OK, folks, here is another post of Early Paleozoic sediments from Hovedøya, near Oslo. Because that’s the closest to my home I find pretty sedimentary rocks. This time, the I will teach you some sedimentology as well. There is an exam question at the end of the post, to ensure you read it all.
You have a rock composed of old sand. How do you find out if that sand was deposited in a river, a or a delta, or which way the flow went? You look at the crossbeds. Do they all point in the same direction, or go back and forth?
Hey! What is a crossbed? And, heck, who cares, as long as there is oil in the sand?
Well, the short answer is that understanding the sand may help you find out if is possible to pump the oil up.
Think about a river and its shape. It is a band of water, wide or narrow, that floats through the landscape. It carries sand, possibly some gravel if it floats fast, and deposits the sand off in the inner curves of bends and meanders, because the water flows slower there. Outside the river is mostly mud, no good for reservoir.

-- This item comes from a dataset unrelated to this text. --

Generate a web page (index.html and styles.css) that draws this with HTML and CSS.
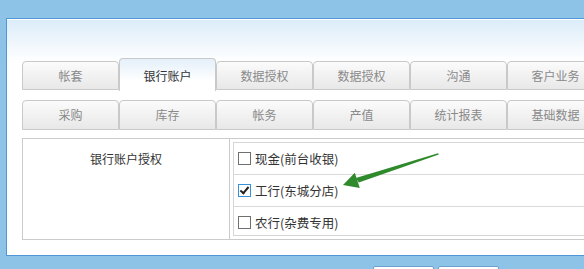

Luckily, changing ways is a common habit of rivers, and some rivers are several kilometers wide. They will cast out thin, but wide sand sheets, and as the river path changes, these sheets will partly eat into each other. Voila, a huge blanket of sheets in communication with each other. Big volume, ready to produce.
Deltas are different. They form where the river flow suddenly halts, crashing into the large water body called the sea. The lost energy means the water can no longer carry the heavy sand, and it is deposited, while fine mud particles are carried further out into the sea. Deltas build out into the sea as they add more and more mass at the river mouth, and this sand is further reworked by the sea waves, sorting out any fine mud. Therefore, deltas can be essentially big chunks of sand, the best reservoir a gologist can get.
Nice, nice, but you still haven’t said anything about those elusive «crossbeds» and why I should care?
OK, nagging reader, I’ll tell you what a crossbed is: When water flows and brings sand with it, each time the water reaches a minor obstacle and is slightly slowed down, some sand is dropped from suspension and settler on the water floor. That very sand will create a new minor obstacle, which halts the flow a little, and new sand will therefore drop out downwards. Thus, the sand at the bottom of the flow will form a looong series of gently dipping, tiny surfaces after each other. Depending on the grain size of sand and the water energy, crossbeds can be very gentle, or steeper. The process is essentially the same that forms sand dunes in deserts; wind carries sand along, up sand dunes as well, but on the lee side, the sand settles. In fact, the biggest crossbeds are those formed in sand dunes.
In a river, there will be an ever-lasting supply of sand following the current. The current may vary in strength, sometimes being too low to carry sand, sometimes so strong that it just erodes into the sand deposited previously – otherwise the volume in the river, the “accommodation space”, would be filled in no time. So, crossbeds get their name from the x pattern formed by the gentle surfaces in deposited sand beds, and the flatter erosion surfaces in between those beds. Since rivers float only one way – downwards – all crossbeds will fall in the same direction. Conversely; if all your crossbeds fall in the same direction, they likely formed in a river.
On the tip of deltas, however, two other forces come to action: Waves and tides.
Waves sometimes come from a predominant direction, sometimes from various directions, interrupted by storms. Consequently crossbeds from waves may have a quite uniform direction, but more typically are messy, resulting from changing direction and intensity. Importantly, the high energy in the waves sort out the finer material, leaving only sand left, and close to shore deposits are therefore some of the best reservoirs.
Tides, eternally going back and forth, predictable like a commuter train, creates thin, regular beds, with oppositely verging crossbeds. One in, one out, one in, one out…often with thin mud deposits in between, during the still when tides change.
So, now you know the fundamentals of crossbeds, how do you interpret my cute little crossbeds in the images from Hovedøya?
We note that the rocks are quite clean, just some silt in some of the beds. In sedimentology-speak, they are well sorted. And the crossbeds are a bit chaotic, of various size and direction.
Yep, elementary my dear Watson, I think we go for waves. This is likely a 450 milion years old beach. Now you know how to know.